The monetary system, as it exists today is based on debt as a lever for growth. Banks can get a deposit of 1$ and God/King/Char/President/Whatever gave them the right to lend 5$ with it, and hold the 5th person under obligation of debt, to pay back that one dollar which the bank that gave it to him DIDN'T HAVE in the first place. You have to give back that 1 dollar or you will lose what you bought with it. Proponents of this practice call it "value" of potential, they argue that banks can do this because if they lend 5$ for every 1$ they have, people who borrow these 5$ will really work their asses off and pay 5$ back, which means that banks valuate the "potential" of the market to create 5$ out of 1$. Then come investors, speculating the value of this "potential", buying the debt and selling it again for 12$ this time etc.

I thought that bitcoin was a chance to fight back the economy of debt. Every coin is 1BTC, no bank would be able to get it and magically transform it to 5BTCs any more. Potential would once again be expressed as ability to produce more or better of your products made for the same cost and EXCHANGE them for more or better products made by someone else, REAL things as assets against REAL things as liabilities exchanged through a non manipulatable medium.

Then, I woke up :) Bitcoin adopters and proponents are so unbelievably vested in the current status quo that they managed to create a caricature of the same, old monetary system replicated in the bitcoin world: exchanges that don't exchange bitcoins but integers, speculators, market crashes... like Wall Street No.2... and naturally "It is not profitable any more, sell"...

2 comments

It's a nice thought but BitCoin doesn't change the debt-leveraged practice of the banks. Sorry to rain on the parade.
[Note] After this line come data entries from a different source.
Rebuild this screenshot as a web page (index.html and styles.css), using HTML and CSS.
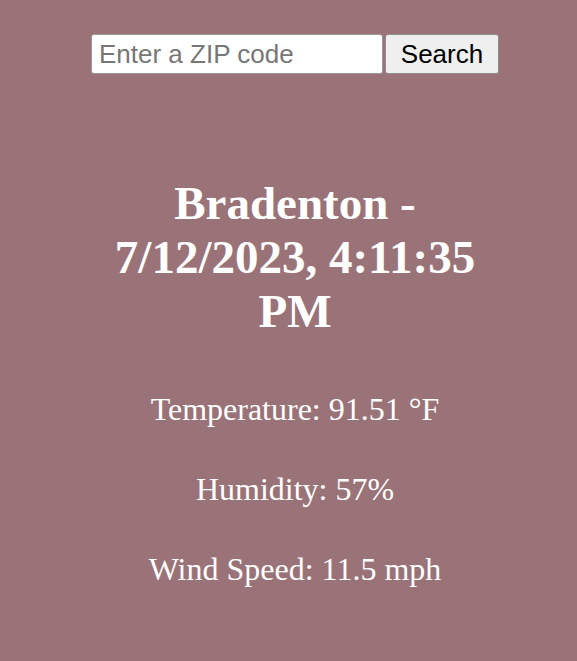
FILE: index.html
```html
<!DOCTYPE html>
<html>
<head>
<meta charset="utf-8">
<link rel="stylesheet" href="styles.css">
</head>
<body>
<div class="page">
  <form class="search">
    <input class="zip" type="text" placeholder="Enter a ZIP code">
    <button class="btn" type="button">Search</button>
  </form>
  <h1 class="title">Bradenton -<br>7/12/2023, 4:11:35<br>PM</h1>
  <div class="info">
    <p class="row">Temperature: 91.51 °F</p>
    <p class="row">Humidity: 57%</p>
    <p class="row">Wind Speed: 11.5 mph</p>
  </div>
</div>
</body>
</html>
```
FILE: styles.css
```css
html, body {
  margin: 0;
  padding: 0;
  background: #9a7378;
}
.page {
  padding: 34px 0 0 13px;
  display: flex;
  flex-direction: column;
  align-items: center;
  font-family: "Liberation Serif", "Times New Roman", serif;
  color: #ffffff;
}
.search {
  display: flex;
  gap: 2px;
  margin: 0;
}
.zip {
  box-sizing: border-box;
  width: 292px;
  height: 40px;
  margin: 0;
  padding: 0 7px;
  border: 1px solid #9a9a9a;
  border-radius: 3px;
  background: #ffffff;
  font-family: "Liberation Sans", Arial, sans-serif;
  font-size: 26px;
  color: #000;
  outline: none;
}
.zip::placeholder {
  color: #777777;
}
.btn {
  box-sizing: border-box;
  width: 114px;
  height: 40px;
  margin: 0;
  padding: 0;
  border: 1px solid #8e8e8e;
  border-radius: 3px;
  background: #efefef;
  font-family: "Liberation Sans", Arial, sans-serif;
  font-size: 26px;
  color: #000;
}
.title {
  margin: 102px 0 0 0;
  font-size: 47px;
  line-height: 54px;
  font-weight: bold;
  text-align: center;
}
.info {
  margin-top: 53px;
  display: flex;
  flex-direction: column;
  align-items: center;
  gap: 43px;
}
.row {
  margin: 0;
  font-size: 32px;
  line-height: 37px;
  text-align: center;
}
```
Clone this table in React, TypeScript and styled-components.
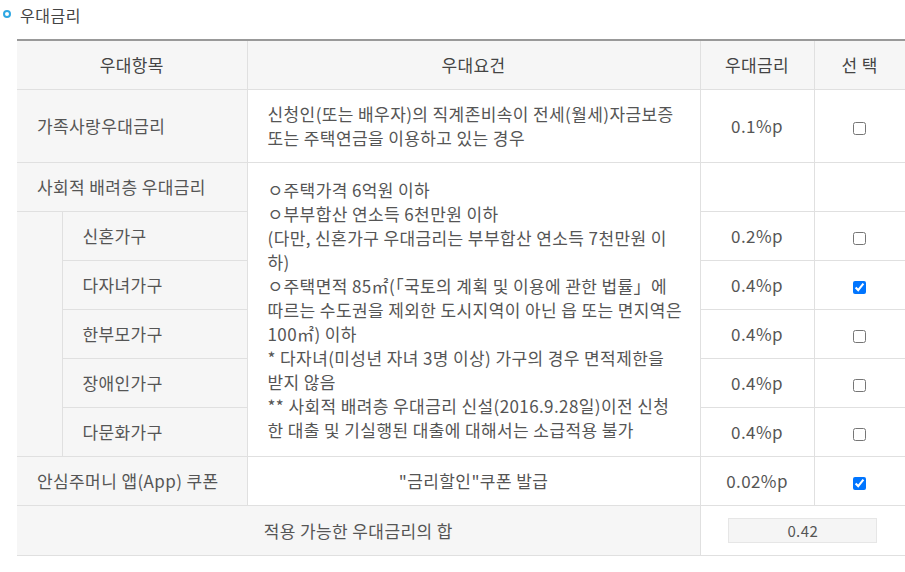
import React from "react";
import styled, { createGlobalStyle } from "styled-components";

const GlobalStyle = createGlobalStyle`
  body {
    margin: 0;
    background: #fff;
    font-family: "Noto Sans CJK KR", "Noto Sans", sans-serif;
    color: #555;
  }
`;

const Section = styled.section`
  width: 905px;
  overflow: hidden;
`;

const Title = styled.h3`
  display: flex;
  align-items: center;
  gap: 9px;
  margin: 0 0 12px;
  padding: 3px 0 0 3px;
  height: 24px;
  font-size: 16px;
  font-weight: 400;
  line-height: 24px;
  letter-spacing: 0.5px;
  color: #444;
`;

const Bullet = styled.span`
  width: 4px;
  height: 4px;
  border: 2px solid #2ea7e3;
  border-radius: 50%;
  margin-top: -3px;
`;

const Table = styled.table`
  width: 888px;
  margin-left: 17px;
  border-collapse: collapse;
  table-layout: fixed;
  border-top: 2px solid #999;
  border-left: hidden;
  border-right: hidden;
  font-size: 17px;
  line-height: 24px;
  letter-spacing: 0.4px;
`;

const Th = styled.th`
  padding: 12px 10px;
  background: #f6f6f6;
  border: 1px solid #e0e0e0;
  font-weight: 400;
  color: #444;
  text-align: center;
`;

const Td = styled.td<{ $align?: "left" | "center"; $gray?: boolean }>`
  padding: 12px 20px;
  border: 1px solid #e0e0e0;
  background: ${(p) => (p.$gray ? "#f6f6f6" : "#fff")};
  text-align: ${(p) => p.$align || "center"};
  vertical-align: middle;
  white-space: nowrap;
`;

const Line = styled.span`
  display: block;
`;

const Check = styled.input`
  margin: 0;
  width: 13px;
  height: 13px;
  vertical-align: middle;
`;

const ValueBox = styled.div`
  width: 147px;
  height: 23px;
  margin: 0 auto;
  background: #f5f5f5;
  border: 1px solid #e6e6e6;
  font-size: 15px;
  line-height: 23px;
  color: #555;
  text-align: center;
`;

const familyLines = [
  "신청인(또는 배우자)의 직계존비속이 전세(월세)자금보증",
  "또는 주택연금을 이용하고 있는 경우",
];

const socialLines = [
  "ㅇ주택가격 6억원 이하",
  "ㅇ부부합산 연소득 6천만원 이하",
  "(다만, 신혼가구 우대금리는 부부합산 연소득 7천만원 이",
  "하)",
  "ㅇ주택면적 85㎡(「국토의 계획 및 이용에 관한 법률」에",
  "따르는 수도권을 제외한 도시지역이 아닌 읍 또는 면지역은",
  "100㎡) 이하",
  "* 다자녀(미성년 자녀 3명 이상) 가구의 경우 면적제한을",
  "받지 않음",
  "** 사회적 배려층 우대금리 신설(2016.9.28일)이전 신청",
  "한 대출 및 기실행된 대출에 대해서는 소급적용 불가",
];

const subRows = [
  { name: "신혼가구", rate: "0.2%p", checked: false },
  { name: "다자녀가구", rate: "0.4%p", checked: true },
  { name: "한부모가구", rate: "0.4%p", checked: false },
  { name: "장애인가구", rate: "0.4%p", checked: false },
  { name: "다문화가구", rate: "0.4%p", checked: false },
];

export default function App() {
  return (
    <Section>
      <GlobalStyle />
      <Title>
        <Bullet />
        우대금리
      </Title>
      <Table>
        <colgroup>
          <col style={{ width: 45 }} />
          <col style={{ width: 185 }} />
          <col style={{ width: 453 }} />
          <col style={{ width: 114 }} />
          <col style={{ width: 91 }} />
        </colgroup>
        <thead>
          <tr>
            <Th colSpan={2}>우대항목</Th>
            <Th>우대요건</Th>
            <Th>우대금리</Th>
            <Th>선 택</Th>
          </tr>
        </thead>
        <tbody>
          <tr>
            <Td colSpan={2} $gray $align="left">
              가족사랑우대금리
            </Td>
            <Td $align="left">
              {familyLines.map((l) => (
                <Line key={l}>{l}</Line>
              ))}
            </Td>
            <Td>0.1%p</Td>
            <Td>
              <Check type="checkbox" />
            </Td>
          </tr>
          <tr>
            <Td colSpan={2} $gray $align="left">
              사회적 배려층 우대금리
            </Td>
            <Td rowSpan={6} $align="left">
              {socialLines.map((l) => (
                <Line key={l}>{l}</Line>
              ))}
            </Td>
            <Td />
            <Td />
          </tr>
          {subRows.map((r, i) => (
            <tr key={r.name}>
              {i === 0 && <Td rowSpan={5} $gray />}
              <Td $gray $align="left">
                {r.name}
              </Td>
              <Td>{r.rate}</Td>
              <Td>
                <Check type="checkbox" defaultChecked={r.checked} />
              </Td>
            </tr>
          ))}
          <tr>
            <Td colSpan={2} $gray $align="left">
              안심주머니 앱(App) 쿠폰
            </Td>
            <Td>"금리할인"쿠폰 발급</Td>
            <Td>0.02%p</Td>
            <Td>
              <Check type="checkbox" defaultChecked />
            </Td>
          </tr>
          <tr>
            <Td colSpan={3} $gray>
              적용 가능한 우대금리의 합
            </Td>
            <Td colSpan={2}>
              <ValueBox>0.42</ValueBox>
            </Td>
          </tr>
        </tbody>
      </Table>
    </Section>
  );
}
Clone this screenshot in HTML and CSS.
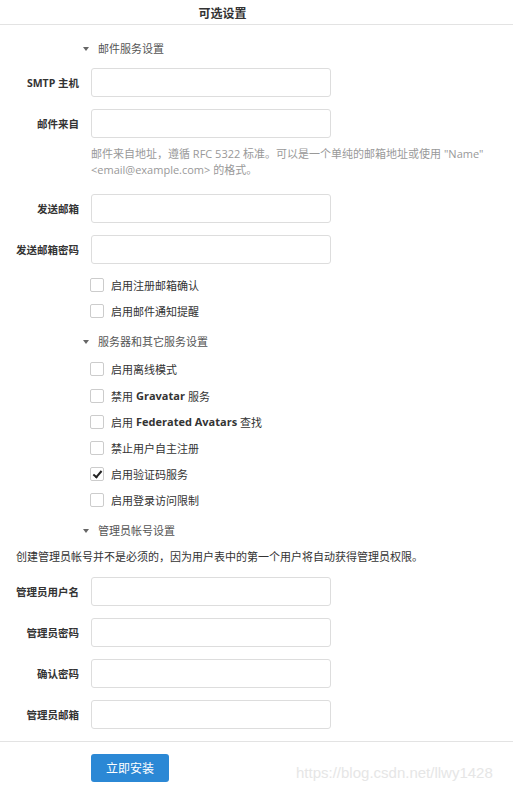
FILE: index.html
```html
<!DOCTYPE html>
<html lang="zh-CN">
<head>
    <meta charset="UTF-8">
    <title>可选设置</title>
    <link rel="stylesheet" href="styles.css">
</head>
<body>
    <div class="page">
        <h2 class="title">可选设置</h2>

        <div class="section-head mail"><span class="caret"></span>邮件服务设置</div>
        <div class="field">
            <label>SMTP 主机</label>
            <input type="text">
        </div>
        <div class="field">
            <label>邮件来自</label>
            <input type="text">
        </div>
        <p class="help">邮件来自地址，遵循 RFC 5322 标准。可以是一个单纯的邮箱地址或使用 "Name" &lt;email@example.com&gt; 的格式。</p>
        <div class="field">
            <label>发送邮箱</label>
            <input type="text">
        </div>
        <div class="field">
            <label>发送邮箱密码</label>
            <input type="password">
        </div>
        <div class="checks mail-checks">
            <div class="check"><span class="box"></span>启用注册邮箱确认</div>
            <div class="check"><span class="box"></span>启用邮件通知提醒</div>
        </div>

        <div class="section-head server"><span class="caret"></span>服务器和其它服务设置</div>
        <div class="checks">
            <div class="check"><span class="box"></span>启用离线模式</div>
            <div class="check"><span class="box"></span>禁用 <b>Gravatar</b> 服务</div>
            <div class="check"><span class="box"></span>启用 <b>Federated Avatars</b> 查找</div>
            <div class="check"><span class="box"></span>禁止用户自主注册</div>
            <div class="check"><span class="box checked"></span>启用验证码服务</div>
            <div class="check"><span class="box"></span>启用登录访问限制</div>
        </div>

        <div class="section-head admin"><span class="caret"></span>管理员帐号设置</div>
        <p class="desc">创建管理员帐号并不是必须的，因为用户表中的第一个用户将自动获得管理员权限。</p>
        <div class="field">
            <label>管理员用户名</label>
            <input type="text">
        </div>
        <div class="field">
            <label>管理员密码</label>
            <input type="password">
        </div>
        <div class="field">
            <label>确认密码</label>
            <input type="password">
        </div>
        <div class="field">
            <label>管理员邮箱</label>
            <input type="text">
        </div>

        <div class="actions">
            <button class="btn">立即安装</button>
        </div>
        <span class="watermark">https://blog.csdn.net/llwy1428</span>
    </div>
</body>
</html>
```

FILE: styles.css
```css
* {
    box-sizing: border-box;
    margin: 0;
    padding: 0;
}

body {
    font-family: 'Open Sans', 'Noto Sans CJK SC', sans-serif;
    font-size: 11px;
    color: #333;
    background-color: #fff;
}

.page {
    position: relative;
    width: 513px;
    height: 795px;
    overflow: hidden;
}

.title {
    width: 100%;
    text-align: center;
    font-size: 12px;
    font-weight: bold;
    line-height: 16px;
    padding: 6px 68px 2px 0;
    border-bottom: 1px solid #e3e3e3;
}

/* Titulos das secoes */
.section-head {
    display: flex;
    align-items: center;
    line-height: 16px;
    padding-left: 83px;
    color: #555;
}

.section-head.mail {
    margin: 16px 0 11px;
}

.section-head.server {
    margin: 10px 0 6px;
}

.section-head.admin {
    margin: 9px 0 0;
}

.caret {
    width: 0;
    height: 0;
    border-left: 3px solid transparent;
    border-right: 3px solid transparent;
    border-top: 4px solid #666;
    margin-right: 9px;
}

.field {
    display: grid;
    grid-template-columns: 79px 240px;
    column-gap: 12px;
    align-items: center;
    margin-bottom: 12px;
}

.field label {
    text-align: right;
    font-weight: bold;
    font-size: 10.5px;
    color: #333;
}

.field input {
    height: 29px;
    border: 1px solid #ddd;
    border-radius: 3px;
    background-color: #fff;
}

.help {
    margin: -4px 0 16px 91px;
    padding-right: 20px;
    line-height: 16px;
    color: #999;
}

.checks {
    margin-left: 90px;
}

.checks.mail-checks {
    margin-top: -4px;
}

.check {
    display: flex;
    align-items: center;
    height: 26.2px;
    color: #333;
}

.check b {
    margin: 0 3px;
}

.box {
    width: 14px;
    height: 14px;
    border: 1px solid #ccc;
    border-radius: 2px;
    margin-right: 7px;
    position: relative;
}

.box.checked::after {
    content: '';
    position: absolute;
    left: 4px;
    top: 1px;
    width: 3px;
    height: 7px;
    border-right: 2px solid #222;
    border-bottom: 2px solid #222;
    transform: rotate(40deg);
}

.desc {
    padding-left: 16px;
    line-height: 16px;
    margin: 10px 0 12px;
}

.actions {
    border-top: 1px solid #e3e3e3;
    margin-top: 1px;
    padding: 12px 0 0 91px;
}

.btn {
    width: 78px;
    height: 28px;
    border: none;
    border-radius: 3px;
    background-color: #2b88d5;
    color: #fff;
    font-family: 'Open Sans', 'Noto Sans CJK SC', sans-serif;
    font-size: 12px;
}

.watermark {
    position: absolute;
    left: 296px;
    top: 764px;
    font-family: 'Liberation Sans', sans-serif;
    font-size: 15px;
    color: #e6e6e6;
}
```
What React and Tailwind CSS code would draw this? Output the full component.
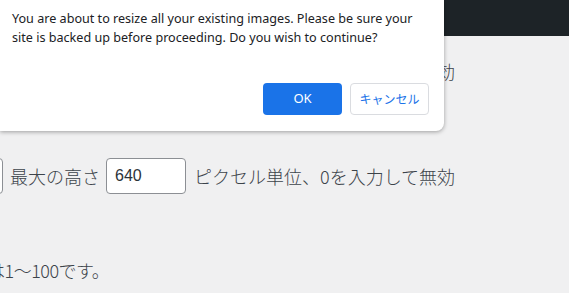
export default function App() {
  const jp = { fontFamily: '"Noto Sans CJK JP", "Noto Sans", sans-serif' };

  return (
    <div className="relative w-[569px] h-[293px] overflow-hidden bg-[#f0f0f1] text-[#3c434a] font-['Noto_Sans','Noto_Sans_CJK_JP',sans-serif]">
      <div className="h-[36px] bg-[#1d2327]" />

      <div className="mt-[17px] h-[36px] w-[455px] flex items-center justify-end whitespace-nowrap text-[18px] font-light font-['Noto_Sans_CJK_JP',sans-serif]">
        ピクセル単位、0を入力して無効
      </div>

      <div className="mt-[69px] h-[36px] flex items-center whitespace-nowrap text-[18px] font-light font-['Noto_Sans_CJK_JP',sans-serif]">
        <div className="w-[80px] h-[36px] -ml-[77px] shrink-0 rounded-[4px] border border-[#8c8f94] bg-white" />
        <span className="ml-[7px]">最大の高さ</span>
        <div className="ml-[6px] w-[80px] h-[36px] shrink-0 rounded-[4px] border border-[#8c8f94] bg-white flex items-center pl-[8px] text-[16px] font-normal text-[#2c3338] font-['Liberation_Sans',sans-serif]">
          640
        </div>
        <span className="ml-[8px]">ピクセル単位、0を入力して無効</span>
      </div>

      <div className="mt-[64px] h-[24px] flex items-center whitespace-nowrap text-[18px] font-light -ml-[13px] tracking-[-0.5px] font-['Noto_Sans_CJK_JP',sans-serif]">
        は1～100です。
      </div>

      <div className="absolute left-0 top-0 w-[444px] h-[131px] bg-white rounded-br-[8px] shadow-[0_1px_4px_rgba(0,0,0,0.35)] text-[#202124]">
        <p className="w-[425px] pl-[12px] pt-[9px] text-[12.6px] leading-[19px] font-['Noto_Sans',sans-serif]">
          You are about to resize all your existing images. Please be sure your site is backed up before proceeding. Do you wish to continue?
        </p>
        <div className="absolute left-[263px] top-[83px] flex gap-[8px]">
          <button className="w-[79px] h-[32px] rounded-[4px] bg-[#1a73e8] text-white text-[13px] font-['Noto_Sans',sans-serif]">
            OK
          </button>
          <button className="w-[79px] h-[32px] rounded-[4px] bg-white border border-[#dadce0] text-[#1a73e8] text-[12px]" style={jp}>
            キャンセル
          </button>
        </div>
      </div>
    </div>
  );
}
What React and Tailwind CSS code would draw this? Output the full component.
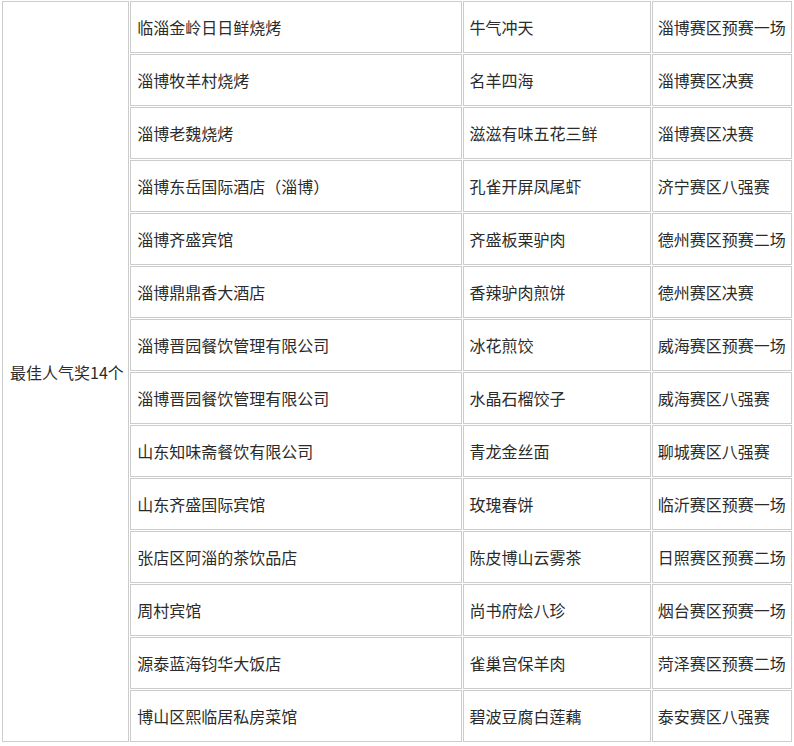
const rows = [
  ['临淄金岭日日鲜烧烤', '牛气冲天', '淄博赛区预赛一场'],
  ['淄博牧羊村烧烤', '名羊四海', '淄博赛区决赛'],
  ['淄博老魏烧烤', '滋滋有味五花三鲜', '淄博赛区决赛'],
  ['淄博东岳国际酒店（淄博）', '孔雀开屏凤尾虾', '济宁赛区八强赛'],
  ['淄博齐盛宾馆', '齐盛板栗驴肉', '德州赛区预赛二场'],
  ['淄博鼎鼎香大酒店', '香辣驴肉煎饼', '德州赛区决赛'],
  ['淄博晋园餐饮管理有限公司', '冰花煎饺', '威海赛区预赛一场'],
  ['淄博晋园餐饮管理有限公司', '水晶石榴饺子', '威海赛区八强赛'],
  ['山东知味斋餐饮有限公司', '青龙金丝面', '聊城赛区八强赛'],
  ['山东齐盛国际宾馆', '玫瑰春饼', '临沂赛区预赛一场'],
  ['张店区阿淄的茶饮品店', '陈皮博山云雾茶', '日照赛区预赛二场'],
  ['周村宾馆', '尚书府烩八珍', '烟台赛区预赛一场'],
  ['源泰蓝海钧华大饭店', '雀巢宫保羊肉', '菏泽赛区预赛二场'],
  ['博山区熙临居私房菜馆', '碧波豆腐白莲藕', '泰安赛区八强赛'],
]

const cell = 'h-[52px] border border-[#cccccc] py-0 align-middle'

export default function App() {
  return (
    <div className="h-[746px] w-[794px] overflow-hidden bg-white pl-px font-['Noto_Sans_CJK_SC',sans-serif] text-[16px] leading-[20px] text-[#2b2b2b]">
      <table className="w-[792px] table-fixed border-separate border-spacing-[1px]">
        <colgroup>
          <col className="w-[127px]" />
          <col className="w-[331px]" />
          <col className="w-[188px]" />
          <col className="w-[140px]" />
        </colgroup>
        <tbody>
          {rows.map((row, i) => (
            <tr key={i}>
              {i === 0 ? (
                <td rowSpan={rows.length} className={`${cell} pl-[7px] pr-0 whitespace-nowrap`}>
                  最佳人气奖14个
                </td>
              ) : null}
              <td className={`${cell} pl-[6px] pr-1`}>{row[0]}</td>
              <td className={`${cell} pl-[6px] pr-1`}>{row[1]}</td>
              <td className={`${cell} pl-[5px] pr-0 whitespace-nowrap`}>{row[2]}</td>
            </tr>
          ))}
        </tbody>
      </table>
    </div>
  )
}
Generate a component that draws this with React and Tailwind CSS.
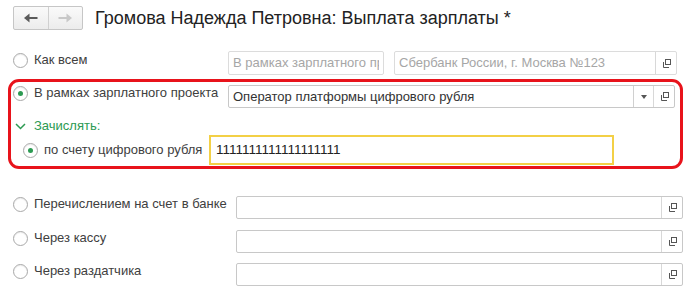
const font = { fontFamily: '"Liberation Sans", Arial, sans-serif' };

function Radio({ checked }) {
  return (
    <span className="flex h-[15px] w-[15px] shrink-0 items-center justify-center rounded-full border border-[#a9a9a9] bg-white shadow-[inset_0_1px_1px_rgba(0,0,0,0.08)]">
      {checked && <span className="h-[5px] w-[5px] rounded-full bg-[#2c9a52]" />}
    </span>
  );
}

function OpenIcon() {
  return (
    <svg width="11" height="11" viewBox="0 0 11 11" fill="none" stroke="#555" strokeWidth="1">
      <rect x="4.5" y="1.5" width="5" height="5" />
      <path d="M2.5 4v5.5H8" />
    </svg>
  );
}

function Arrow({ color, flip }) {
  return (
    <svg width="14" height="10" viewBox="0 0 14 10" className={flip ? 'rotate-180' : ''}>
      <path d="M0 5L5.5 0.5V9.5Z" fill={color} />
      <path d="M4 5H13.5" stroke={color} strokeWidth="2.2" />
    </svg>
  );
}

function Field({ className = '', text, placeholder, disabled, open, dropdown }) {
  return (
    <div
      className={`flex h-full items-stretch overflow-hidden rounded-[2px] border bg-white ${
        disabled ? 'border-[#dcdcdc]' : 'border-[#c8c8c8]'
      } ${className}`}
    >
      <div className="flex min-w-0 flex-1 items-center whitespace-nowrap px-[4px] text-[13px]">
        {text ? (
          <span className="text-[#333]">{text}</span>
        ) : (
          <span className="overflow-hidden text-[#a6a6a6]">{placeholder}</span>
        )}
      </div>
      {dropdown && (
        <div className="flex w-[20px] items-center justify-center border-l border-[#d0d0d0]">
          <span className="border-x-[3px] border-t-[4px] border-x-transparent border-t-[#555]" />
        </div>
      )}
      {open && (
        <div className="flex w-[21px] items-center justify-center border-l border-[#d8d8d8]">
          <OpenIcon />
        </div>
      )}
    </div>
  );
}

function Row({ label, checked, field, top }) {
  return (
    <div className={`flex h-[23px] items-start ${top}`}>
      <div className="flex w-[236px] shrink-0 items-center gap-[6px] pl-[13px] text-[13px] leading-[16px] text-[#404040]">
        <Radio checked={checked} />
        <span>{label}</span>
      </div>
      {field}
    </div>
  );
}

export default function App() {
  return (
    <div className="h-[294px] w-[700px] overflow-hidden bg-white" style={font}>
      <div className="flex items-center pl-[13px] pt-[6px]">
        <div className="flex h-[24px] w-[70px] overflow-hidden rounded-[2px] border border-[#c6c6c6] bg-gradient-to-b from-[#fafafa] to-[#ececec]">
          <div className="flex flex-1 items-center justify-center border-r border-[#d0d0d0]">
            <Arrow color="#5a5a5a" />
          </div>
          <div className="flex flex-1 items-center justify-center">
            <Arrow color="#c8c8c8" flip />
          </div>
        </div>
        <h1 className="ml-[12px] text-[18px] leading-[24px] text-[#222]">
          Громова Надежда Петровна: Выплата зарплаты *
        </h1>
      </div>

      <div className="mt-[21px] flex h-[24px] items-start">
        <div className="flex w-[228px] shrink-0 items-center gap-[6px] pl-[13px] pt-[1px] text-[13px] leading-[16px] text-[#404040]">
          <Radio />
          <span>Как всем</span>
        </div>
        <Field className="w-[156px]" placeholder="В рамках зарплатного проекта" disabled />
        <Field className="ml-[10px] w-[283px]" placeholder="Сбербанк России, г. Москва №123" disabled open />
      </div>

      <div className="ml-[8px] mt-[4px] h-[90px] w-[675px] rounded-[11px] border-[3px] border-[#e8131b]">
        <div className="mt-[3px] flex h-[23px] items-start">
          <div className="flex w-[217px] shrink-0 items-center gap-[6px] pl-[2px] text-[13px] leading-[16px] text-[#404040]">
            <Radio checked />
            <span>В рамках зарплатного проекта</span>
          </div>
          <Field className="w-[447px]" text="Оператор платформы цифрового рубля" dropdown open />
        </div>
        <div className="mt-[10px] flex h-[16px] items-center gap-[8px] pl-[4px] text-[13px] leading-[16px] text-[#2c9a52]">
          <svg width="11" height="7" viewBox="0 0 11 7" fill="none" stroke="#2c9a52" strokeWidth="1.5">
            <path d="M1 1l4.5 4.5L10 1" />
          </svg>
          <span>Зачислять:</span>
        </div>
        <div className="mt-[1px] flex h-[30px] items-center">
          <div className="flex w-[198px] shrink-0 items-center gap-[6px] pl-[12px] text-[13px] leading-[16px] text-[#404040]">
            <Radio checked />
            <span>по счету цифрового рубля</span>
          </div>
          <div className="flex h-[30px] w-[405px] items-center border-2 border-[#f3d046] px-[5px] text-[13.5px] text-[#222]">
            1111111111111111111
          </div>
        </div>
      </div>

      <Row
        top="mt-[27px]"
        label="Перечислением на счет в банке"
        field={<Field className="w-[447px]" open />}
      />
      <Row top="mt-[11px]" label="Через кассу" field={<Field className="w-[447px]" open />} />
      <Row top="mt-[10px]" label="Через раздатчика" field={<Field className="w-[447px]" open />} />
    </div>
  );
}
The fractional reserve requirement allows the banks to lend multiples of their incoming deposits no matter what the currency. BitCoin is just another currency, like the dollars. M1/M2 in circulation is much smaller than the actual money used in the economy. BitCoin will be the same way.

The banks can very well open BitCoin accounts, allowing people to deposit actual BTC. The bank then lends the BitCoin out in multiple of deposit, like 5BTC lent out for 1BTC deposited. The BitCoin lent out are not delivered in actual BTC, just some numbers in the borrowers' accounts. Only when the borrowers withdraw that they get back BTC. Like the dollar accounts, most people don't withdraw large amount of dollars; they just write checks or wire transfer them. Same way for the BitCoin accounts. Thus the debt-leverage economy with BitCoin will arrive.

If everyone withdraws from the BitCoin accounts, there would be a run on the bank and the bank won't have enough BTC reserve to meet the demand and collapses. Banks can put daily withdraw limit like ATM and tell people to write BTC check. It's just as good as BTC.

The digital nature of BitCoin will probably allow people to withdraw more easily and thus lower the possible leverage multiplier.

It will be possible to audit BitCoin banks in a way that's not possible for today's banks. Specifically, transactions are public, although anonymous. Even so, it ought to be possible to perform a kind of traffic analysis against the public block chain to determine whether a group of addresses are participating in fraud (in the form of fractional reserve banking) given that initially a customer has to send their BitCoins to some address owned by the bank.
also a public ledger of all transactions.

  unbelievably vested in the current status quo
Maybe because the current system, "based on debt as a lever for growth" did actually give much higher growth than the old currency which, like bitcoins, was based on a commodity and manipulated by those who owned it.